Forecasts—always nebulous in a business where a single unexpected best-seller can turn a poor year into a good one and where sheer dumb luck operates almost as mysteriously as it does in the movie business—became enshrined as “business plans,” which were soon engraved in stone. Targets were set and had to be met, numbers had to be produced in huge quantity and ever-growing complexity to justify any decision. This soon required a large number of bureaucrats.

The one thing that had set book publishing apart from most American businesses was that the great majority of the people who worked at a publishing house were actively engaged in acquiring, editing, and producing the final product. There was no thick layer of management and bureaucracy, as there was in such supposedly “modern” businesses as car manufacturing or television, which is why a couple of really big best-sellers was all it took to produce a terrific year. The number of people involved in the process was small, and they were comparatively low paid, hence overhead was low and a sudden increase in profit instantly noticeable. Conversely, a bad year, one in which there were no surprise best-sellers, could be ridden out, often without letting anybody go, since the company was staffed leanly to begin with.
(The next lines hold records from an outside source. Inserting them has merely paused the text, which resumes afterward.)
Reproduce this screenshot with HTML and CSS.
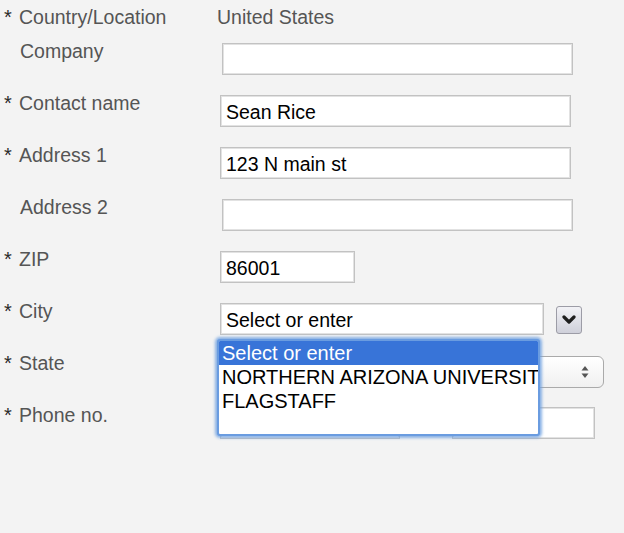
FILE: index.html
```html
<!DOCTYPE html>
<html>
<head>
<meta charset="utf-8">
<link rel="stylesheet" href="styles.css">
</head>
<body>
<div class="form">
  <div class="row row-first">
    <div class="label"><span class="star">*</span>Country/Location</div>
    <div class="field"><span class="static">United States</span></div>
  </div>
  <div class="row">
    <div class="label"><span class="nostar"></span>Company</div>
    <div class="field"><div class="input wide shift"></div></div>
  </div>
  <div class="row">
    <div class="label"><span class="star">*</span>Contact name</div>
    <div class="field"><div class="input wide">Sean Rice</div></div>
  </div>
  <div class="row">
    <div class="label"><span class="star">*</span>Address 1</div>
    <div class="field"><div class="input wide">123 N main st</div></div>
  </div>
  <div class="row">
    <div class="label"><span class="nostar"></span>Address 2</div>
    <div class="field"><div class="input wide shift"></div></div>
  </div>
  <div class="row">
    <div class="label"><span class="star">*</span>ZIP</div>
    <div class="field"><div class="input zip">86001</div></div>
  </div>
  <div class="row">
    <div class="label"><span class="star">*</span>City</div>
    <div class="field city">
      <div class="input cityin">Select or enter</div>
      <div class="ddbtn">
        <svg width="14" height="10" viewBox="0 0 14 10"><polyline points="2,2 7,7 12,2" fill="none" stroke="#1e1e1e" stroke-width="3.2" stroke-linecap="round" stroke-linejoin="round"/></svg>
      </div>
      <div class="listbox">
        <div class="opt sel">Select or enter</div>
        <div class="opt">NORTHERN ARIZONA UNIVERSITY</div>
        <div class="opt">FLAGSTAFF</div>
      </div>
    </div>
  </div>
  <div class="row">
    <div class="label"><span class="star">*</span>State</div>
    <div class="field">
      <div class="select">
        <svg class="updown" width="8" height="14" viewBox="0 0 8 14"><polygon points="4,1 7.5,5.5 0.5,5.5" fill="#555"/><polygon points="4,13 7.5,8.5 0.5,8.5" fill="#555"/></svg>
      </div>
    </div>
  </div>
  <div class="row">
    <div class="label"><span class="star">*</span>Phone no.</div>
    <div class="field phone">
      <div class="input ph1"></div>
      <span class="dash">-</span>
      <div class="input ph2"></div>
    </div>
  </div>
</div>
</body>
</html>
```

FILE: styles.css
```css
html, body {
  margin: 0;
  padding: 0;
}
body {
  background: #f3f3f3;
  font-family: "Liberation Sans", Arial, Helvetica, sans-serif;
  width: 624px;
  height: 533px;
  overflow: hidden;
}
.form {
  display: flex;
  flex-direction: column;
}
.row {
  display: grid;
  grid-template-columns: 220px 1fr;
  height: 52px;
  box-sizing: border-box;
  padding-top: 1px;
}
.row-first {
  height: 42px;
  padding-top: 6px;
}
.label {
  font-size: 19.5px;
  line-height: 22px;
  color: #555;
  padding-left: 4px;
  margin-top: -3px;
  white-space: nowrap;
}
.row-first .label {
  margin-top: 0;
}
.star {
  display: inline-block;
  width: 15px;
  color: #2a2a2a;
  font-size: 20px;
}
.nostar {
  display: inline-block;
  width: 16px;
}
.field {
  position: relative;
}
.static {
  display: block;
  margin-left: -3px;
  font-size: 19.5px;
  line-height: 22px;
  color: #555;
}
.input {
  box-sizing: border-box;
  height: 32px;
  background: #fff;
  border: 1px solid #c2c2c2;
  box-shadow: inset 0 0 0 1px #e2e2e2;
  font-size: 19.5px;
  line-height: 32px;
  padding-left: 5px;
  color: #000;
  white-space: nowrap;
  overflow: hidden;
}
.wide { width: 351px; }
.shift { margin-left: 2px; }
.zip { width: 135px; }
.city {
  display: flex;
  align-items: flex-start;
}
.cityin { width: 324px; }
.ddbtn {
  box-sizing: border-box;
  width: 26px;
  height: 28px;
  margin-left: 12px;
  margin-top: 3px;
  border: 1px solid #9c9ca6;
  border-radius: 3px;
  background: linear-gradient(#f2f2f6, #cfd0da);
  display: flex;
  align-items: center;
  justify-content: center;
}
.listbox {
  position: absolute;
  left: -3px;
  top: 36px;
  box-sizing: border-box;
  width: 323px;
  height: 97px;
  background: #fff;
  border: 2px solid #6a9ce0;
  box-shadow: 0 0 3px 2px rgba(110, 160, 225, 0.8);
  border-radius: 3px;
  overflow: hidden;
  z-index: 5;
}
.opt {
  font-size: 20px;
  line-height: 24px;
  height: 24px;
  padding-left: 3px;
  color: #000;
  white-space: nowrap;
}
.opt.sel {
  background: #3874d8;
  color: #fff;
}
.select {
  position: relative;
  box-sizing: border-box;
  width: 384px;
  height: 32px;
  margin-top: 1px;
  border: 1px solid #aaa;
  border-radius: 6px;
  background: linear-gradient(#ffffff, #f0f0f0);
}
.updown {
  position: absolute;
  right: 14px;
  top: 8px;
}
.phone {
  display: flex;
  align-items: flex-start;
}
.ph1 { width: 180px; }
.dash {
  width: 52px;
  text-align: center;
  font-size: 19px;
  line-height: 32px;
  color: #555;
}
.ph2 { width: 143px; }
```
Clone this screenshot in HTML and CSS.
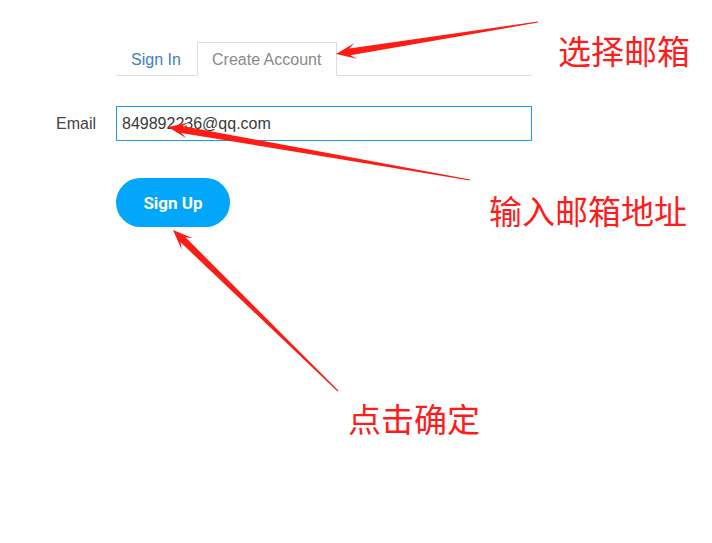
FILE: index.html
```html
<!DOCTYPE html>
<html lang="zh-CN">
<head>
<meta charset="utf-8">
<title>Create Account</title>
<link rel="stylesheet" href="styles.css">
</head>
<body>
<div class="page">
  <div class="form">
    <div class="row row-tabs">
      <div class="label-col"></div>
      <div class="tabs">
        <div class="tab tab-signin">Sign In</div>
        <div class="tab tab-active">Create Account</div>
      </div>
    </div>
    <div class="row row-email">
      <label class="label-col label" for="email">Email</label>
      <div class="input">849892236@qq.com</div>
    </div>
    <div class="row row-actions">
      <div class="label-col"></div>
      <button class="btn">Sign Up</button>
    </div>
  </div>

  <svg class="arrows" width="712" height="543" viewBox="0 0 712 543" aria-hidden="true">
    <polygon fill="#ff1c14" points="336,54 357.0,58.8 350.4,55.3 538.1,22.6 537.9,21.4 349.3,48.4 354.5,43.0"/>
    <polygon fill="#ff1c14" points="168,127 186.3,138.3 181.2,132.9 469.9,180.6 470.1,179.4 182.4,126.0 189.1,122.6"/>
    <polygon fill="#ff1c14" points="173,230 181.7,249.7 180.6,242.3 337.6,391.4 338.4,390.6 185.5,237.3 192.9,238.2"/>
  </svg>
  <div class="note note-1">选择邮箱</div>
  <div class="note note-2">输入邮箱地址</div>
  <div class="note note-3">点击确定</div>
</div>
</body>
</html>
```
FILE: styles.css
```css
html, body {
  margin: 0;
  padding: 0;
  background: #ffffff;
}
.page {
  position: relative;
  width: 712px;
  height: 543px;
  overflow: hidden;
  font-family: "Liberation Sans", Arial, sans-serif;
}
.form {
  display: flex;
  flex-direction: column;
  padding-top: 42px;
}
.row {
  display: flex;
  align-items: center;
}
.label-col {
  width: 116px;
  flex: none;
  box-sizing: border-box;
}
.row-tabs {
  align-items: stretch;
}
.tabs {
  width: 416px;
  display: flex;
  align-items: stretch;
  border-bottom: 1px solid #dddddd;
  box-sizing: border-box;
  height: 34px;
}
.tab {
  font-size: 16px;
  line-height: 33px;
  padding: 1px 15px 0;
  box-sizing: border-box;
}
.tab-signin {
  color: #3d80c4;
  width: 81px;
}
.tab-active {
  color: #8a8a8a;
  border: 1px solid #dddddd;
  border-bottom: 1px solid #ffffff;
  margin-bottom: -1px;
  background: #ffffff;
  width: 140px;
  padding: 0 14px;
  line-height: 33px;
}
.row-email {
  margin-top: 30px;
}
.label {
  text-align: right;
  padding-right: 20px;
  font-size: 16px;
  color: #444444;
  line-height: 35px;
  height: 35px;
}
.input {
  width: 416px;
  height: 35px;
  box-sizing: border-box;
  border: 1px solid #1f9fe3;
  padding: 0 5px;
  font-size: 16px;
  line-height: 33px;
  color: #3a3a3a;
}
.row-actions {
  margin-top: 37px;
}
.btn {
  width: 114px;
  height: 49px;
  border: none;
  border-radius: 25px;
  background: #02a6fb;
  color: #ffffff;
  font-family: Roboto, "Liberation Sans", sans-serif;
  font-weight: 700;
  font-size: 17px;
  padding: 0;
}
.arrows {
  position: absolute;
  left: 0;
  top: 0;
  pointer-events: none;
}
.note {
  position: absolute;
  font-family: "Noto Sans CJK SC", "Noto Sans", sans-serif;
  font-size: 33px;
  line-height: 33px;
  color: #ff1c1c;
  font-weight: 400;
  white-space: nowrap;
}
.note-1 { left: 558px; top: 34px; }
.note-2 { left: 489px; top: 194px; }
.note-3 { left: 348px; top: 402px; }
```
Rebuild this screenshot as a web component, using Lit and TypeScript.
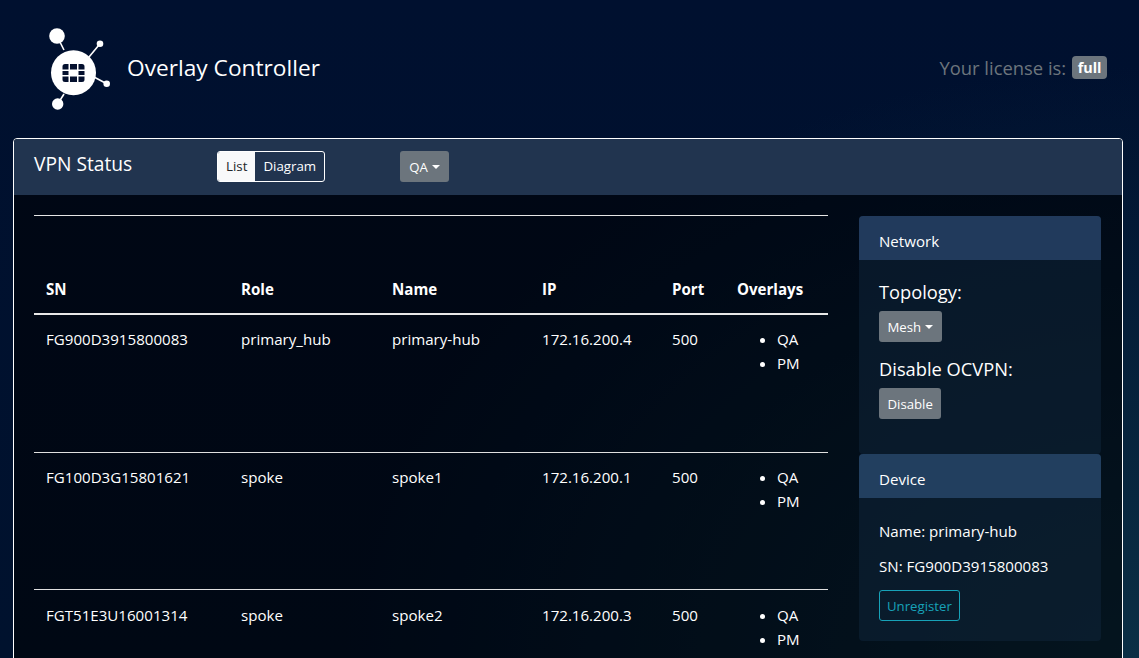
import { LitElement, html, css, svg } from "lit";
import { customElement } from "lit/decorators.js";

const rows = [
  ["FG900D3915800083", "primary_hub", "primary-hub", "172.16.200.4", "500"],
  ["FG100D3G15801621", "spoke", "spoke1", "172.16.200.1", "500"],
  ["FGT51E3U16001314", "spoke", "spoke2", "172.16.200.3", "500"],
];

const logo = svg`
  <g fill="#fff" stroke="#fff">
    <line x1="17" y1="16" x2="24" y2="30" stroke-width="1.600"/>
    <line x1="60" y1="23.700" x2="49" y2="37" stroke-width="1.600"/>
    <line x1="66.700" y1="63.700" x2="54" y2="57" stroke-width="1.600"/>
    <line x1="17.700" y1="84" x2="24" y2="74" stroke-width="1.600"/>
    <circle cx="17" cy="16" r="7.800" stroke="none"/>
    <circle cx="60" cy="23.700" r="3.300" stroke="none"/>
    <circle cx="66.700" cy="63.700" r="3.300" stroke="none"/>
    <circle cx="17.700" cy="84" r="5.700" stroke="none"/>
    <circle cx="33.500" cy="52.700" r="22.500" stroke="none"/>
  </g>
  <g fill="#04102e">
    <path d="M22.500 49.500v-3a2.500 2.500 0 0 1 2.500-2.500h3.500v5.500zM30 44h7v5.500h-7zM38.500 44h3.500a2.500 2.500 0 0 1 2.500 2.500v3h-6z"/>
    <path d="M22.500 51h6v4h-6zM38.500 51h6v4h-6z"/>
    <path d="M22.500 56.500h6v5.500H25a2.500 2.500 0 0 1-2.500-2.500zM30 56.500h7V62h-7zM38.500 56.500h6v3a2.500 2.500 0 0 1-2.500 2.500h-3.500z"/>
  </g>`;

@customElement("app-root")
export class AppRoot extends LitElement {
  static styles = css`
    :host {
      display: block;
      height: 100vh;
      overflow: hidden;
      box-sizing: border-box;
      color: #fff;
      font-family: "Open Sans", "Noto Sans", sans-serif;
      font-size: 15.100px;
      line-height: 24px;
      background:
        radial-gradient(ellipse 70% 90% at 100% 100%, #0b2f45 0%, rgba(11, 47, 69, 0) 100%),
        linear-gradient(180deg, #00102f 0%, #00122e 100%);
    }
    * { box-sizing: border-box; }
    .top {
      height: 138px;
      padding: 0 32px 0 40px;
      display: flex;
      align-items: center;
      justify-content: space-between;
    }
    .brand { display: flex; align-items: center; gap: 7px; }
    .logo { width: 80px; height: 95px; display: block; margin-top: -3px; }
    .brand-name { font-size: 22.700px; line-height: 30px; margin-top: -2px; }
    .license { display: flex; align-items: center; gap: 6px; font-size: 18.400px; color: #6c757d; margin-top: -3px; }
    .badge {
      background: #6c757d;
      color: #fff;
      font-size: 14.400px;
      font-weight: 700;
      line-height: 15px;
      padding: 4px 5.500px;
      border-radius: 4px;
    }
    .panel {
      margin: 0 16px 0 13px;
      border: 1px solid #fff;
      border-radius: 4px;
      background: rgba(0, 0, 0, 0.55);
      height: 600px;
    }
    .panel-head {
      height: 56px;
      background: #21344f;
      padding: 12px 20px;
      display: flex;
      align-items: flex-start;
      border-radius: 3px 3px 0 0;
    }
    .panel-title { width: 183px; font-size: 19.200px; line-height: 26px; }
    .seg {
      display: flex;
      height: 31px;
      border: 1px solid #fff;
      border-radius: 3px;
      overflow: hidden;
      font-size: 13.300px;
      line-height: 29px;
      margin-right: 75px;
    }
    .seg span { padding: 0 8px; }
    .seg .on { background: #f8f9fa; color: #212529; }
    .btn {
      display: inline-flex;
      align-items: center;
      background: #6c757d;
      color: #fff;
      height: 31px;
      padding: 0 8.500px;
      font-size: 13.200px;
      border-radius: 3px;
    }
    .btn.qa { padding: 0 9px; }
    .caret {
      display: inline-block;
      margin-left: 4px;
      border-top: 4px solid #fff;
      border-left: 4px solid transparent;
      border-right: 4px solid transparent;
    }
    .body {
      display: flex;
      padding: 20px 21px 0 20px;
      gap: 31px;
    }
    .main { width: 794px; flex: none; }
    .rule { border-top: 1px solid #e6e6e6; height: 1px; }
    table { width: 100%; border-collapse: collapse; table-layout: fixed; }
    th {
      text-align: left;
      font-weight: 700;
      padding: 61px 12px 12px;
      border-bottom: 2px solid #e8e8e8;
      line-height: 24px;
    }
    td {
      padding: 12px;
      height: 137px;
      vertical-align: top;
      border-bottom: 1px solid #e0e0e0;
    }
    tr:first-child td { height: 138px; }
    tr:last-child td { border-bottom: none; padding-top: 13px; }
    ul { margin: 0; padding: 0 0 0 40px; }
    .side { width: 242px; flex: none; margin-top: 1px; }
    .card { background: rgba(16, 38, 60, 0.5); border-radius: 4px; }
    .card-head {
      height: 44px;
      background: #213a5c;
      padding: 0 20px;
      line-height: 51px;
      border-radius: 4px 4px 0 0;
    }
    .dev .card-head { background: #223f5f; }
    .card-body { padding: 20px; }
    .net { height: 238px; }
    .lbl { font-size: 18.300px; line-height: 24px; margin-bottom: 7px; }
    .net .btn + .lbl { margin-top: 15px; }
    .dev { height: 187px; }
    .dev p { margin: 0 0 11px; line-height: 24px; }
    .dev .card-body { padding: 21px 20px; }
    .outline {
      background: transparent;
      border: 1px solid #17a2b8;
      color: #17a2b8;
      margin-top: 1px;
      padding: 0 7px;
    }
  `;

  render() {
    return html`
      <div class="top">
        <div class="brand">
          <svg class="logo" viewBox="0 0 80 95" role="img" aria-label="Logo">${logo}</svg>
          <div class="brand-name">Overlay Controller</div>
        </div>
        <div class="license">Your license is: <span class="badge">full</span></div>
      </div>
      <section class="panel">
        <div class="panel-head">
          <div class="panel-title">VPN Status</div>
          <div class="seg"><span class="on">List</span><span>Diagram</span></div>
          <div class="btn qa">QA<i class="caret"></i></div>
        </div>
        <div class="body">
          <div class="main">
            <div class="rule"></div>
            <table>
              <colgroup>
                <col style="width:195px" /><col style="width:151px" /><col style="width:150px" />
                <col style="width:130px" /><col style="width:65px" /><col style="width:103px" />
              </colgroup>
              <thead>
                <tr><th>SN</th><th>Role</th><th>Name</th><th>IP</th><th>Port</th><th>Overlays</th></tr>
              </thead>
              <tbody>
                ${rows.map(
                  (r) => html`<tr>
                    ${r.map((c) => html`<td>${c}</td>`)}
                    <td><ul><li>QA</li><li>PM</li></ul></td>
                  </tr>`
                )}
              </tbody>
            </table>
          </div>
          <aside class="side">
            <div class="card net">
              <div class="card-head">Network</div>
              <div class="card-body">
                <div class="lbl">Topology:</div>
                <div class="btn">Mesh<i class="caret"></i></div>
                <div class="lbl">Disable OCVPN:</div>
                <div class="btn">Disable</div>
              </div>
            </div>
            <div class="card dev">
              <div class="card-head">Device</div>
              <div class="card-body">
                <p>Name: primary-hub</p>
                <p>SN: FG900D3915800083</p>
                <div class="btn outline">Unregister</div>
              </div>
            </div>
          </aside>
        </div>
      </section>
    `;
  }
}
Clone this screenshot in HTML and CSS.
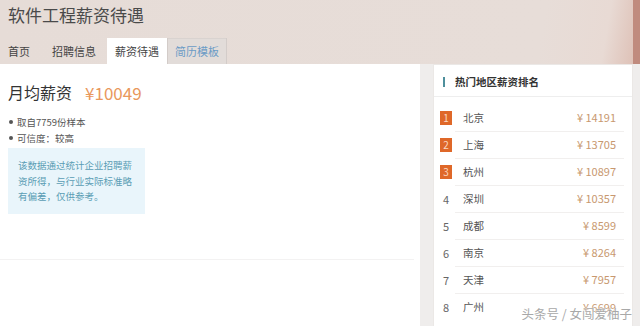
FILE: index.html
```html
<!DOCTYPE HTML>
<html>
<head>
<meta charset="utf-8">
<title>软件工程薪资待遇</title>
<link rel="stylesheet" href="styles.css">
</head>

<body>
<div class="head">
	<h1 class="title">软件工程薪资待遇</h1>
	<ul class="tabs">
		<li class="tab first">首页</li>
		<li class="tab">招聘信息</li>
		<li class="tab on">薪资待遇</li>
		<li class="tab gray">简历模板</li>
	</ul>
</div>

<div class="main">
	<div class="left">
		<div class="top">
			<div class="avg">
				<span class="avg-label">月均薪资</span>
				<span class="avg-num">¥10049</span>
			</div>
			<ul class="facts">
				<li>取自7759份样本</li>
				<li>可信度：较高</li>
			</ul>
			<div class="note">该数据通过统计企业招聘薪资所得，与行业实际标准略有偏差，仅供参考。</div>
		</div>
		<div class="bottom"></div>
	</div>

	<div class="side">
		<div class="card">
			<div class="card-hd"><i class="bar"></i>热门地区薪资排名</div>
			<ol class="rank">
				<li><span class="no hot">1</span><div class="body"><span class="city">北京</span><span class="price">¥ 14191</span></div></li>
				<li><span class="no hot">2</span><div class="body"><span class="city">上海</span><span class="price">¥ 13705</span></div></li>
				<li><span class="no hot">3</span><div class="body"><span class="city">杭州</span><span class="price">¥ 10897</span></div></li>
				<li><span class="no">4</span><div class="body"><span class="city">深圳</span><span class="price">¥ 10357</span></div></li>
				<li><span class="no">5</span><div class="body"><span class="city">成都</span><span class="price">¥ 8599</span></div></li>
				<li><span class="no">6</span><div class="body"><span class="city">南京</span><span class="price">¥ 8264</span></div></li>
				<li><span class="no">7</span><div class="body"><span class="city">天津</span><span class="price">¥ 7957</span></div></li>
				<li><span class="no">8</span><div class="body"><span class="city">广州</span><span class="price">¥ 6699</span></div></li>
			</ol>
		</div>
	</div>
</div>

<div class="mark">头条号 / 女闯爱柚子</div>
</body>
</html>
```

FILE: styles.css
```css
* {margin:0; padding:0;}
li {list-style:none;}
html, body {height:100%; overflow:hidden;}
body {background:#efedec; font-family:"Noto Sans CJK SC", "Noto Sans", sans-serif; color:#444;}

/* 顶部 */
.head {height:64px; background:linear-gradient(to right, rgba(0,0,0,0) 633px, #c08b7e 633px), linear-gradient(100deg, #e6dcd7 0%, #e7ddd8 84%, #e8dad4 94%, #dcbcb1 100%);}
.title {font-size:17px; font-weight:normal; line-height:20px; padding:5px 0 0 8px; color:#4a4a4a;}
.tabs {display:flex; margin-top:13px; height:26px;}
.tab {padding:0 8px; margin-right:3px; font-size:11px; line-height:26px; color:#444;}
.tab.first {margin-right:6px;}
.tab.on {background:#fff; margin-right:0;}
.tab.gray {background:#e2dcd9; color:#6b9bc6; box-shadow:inset 1px 0 0 #d3ccc9, inset -1px 0 0 #d3ccc9, inset 0 1px 0 #d9d3d0;}

/* 主体 */
.main {display:flex; height:262px;}
.left {width:420px; background:#fff; display:flex; flex-direction:column;}
.top {height:195px; padding:18px 0 0 8px; box-sizing:border-box;}
.bottom {flex:1; border-top:1px solid #f3f2f2; margin-right:6px;}

.avg {display:flex; align-items:center; height:20px;}
.avg-label {font-size:16px; color:#333;}
.avg-num {font-size:17px; color:#e9985c; margin-left:13px;}

.facts {margin-top:12px; font-size:9.5px; color:#555;}
.facts li {line-height:16px; padding-left:9px; position:relative;}
.facts li:before {content:""; position:absolute; left:1px; top:6px; width:4px; height:4px; border-radius:50%; background:#555;}

.note {width:117px; margin-top:2px; padding:10px 10px 9px; background:#e9f5fb; color:#5a9db4; font-size:9.5px; line-height:15.5px;}

/* 右侧排行 */
.side {padding:0 7px 0 13px;}
.card {width:198px; height:262px; background:#fff; border:1px solid #ebe8e6; border-bottom:0;}
.card-hd {height:31px; border-bottom:1px solid #eeeeee; display:flex; align-items:center; padding:2px 0 0 9px; box-sizing:border-box; height:32px; font-size:10.5px; font-weight:bold; color:#333;}
.bar {width:2px; height:10px; background:#4e8f9c; margin-right:10px;}
.rank {padding-top:7px;}
.rank li {display:flex; align-items:center; height:27px; padding-left:6px;}
.no {width:12px; text-align:center; font-size:11px; color:#666; margin-right:3px;}
.no.hot {height:14px; line-height:14px; background:#df6829; color:#fbd9c2; font-size:10px;}
.body {flex:1; height:27px; display:flex; align-items:center; justify-content:space-between; margin-right:8px; padding:0 8px; border-bottom:1px solid #f1efee;}
.rank li:last-child .body {border-bottom:0;}
.city {font-size:10.5px; color:#555;}
.price {font-size:11px; color:#c8986f;}

/* 水印 */
.mark {position:absolute; right:8px; bottom:3px; font-size:12.5px; color:#a8a8a8; text-shadow:0 0 2px #fff, 0 0 1px #fff;}
```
Book publishing
looked
inefficient to the outside observer, but it in fact had all the advantages of a guerrilla army over a standing one: It could live off the land,
change direction quickly, and needed no expensive and cumbersome general staff to guide it.

Now, however, without the actual business of buying and selling books having changed in any appreciable way,
*
publishing houses began to take on all the appurtenances of conventional big business. In short order, there were more people managing than there were actually publishing books, many of them basically managing the editors, who became, as it were, the smallest—or perhaps more accurately, the least powerful—cogs in the machine and certainly the most carefully scrutinized.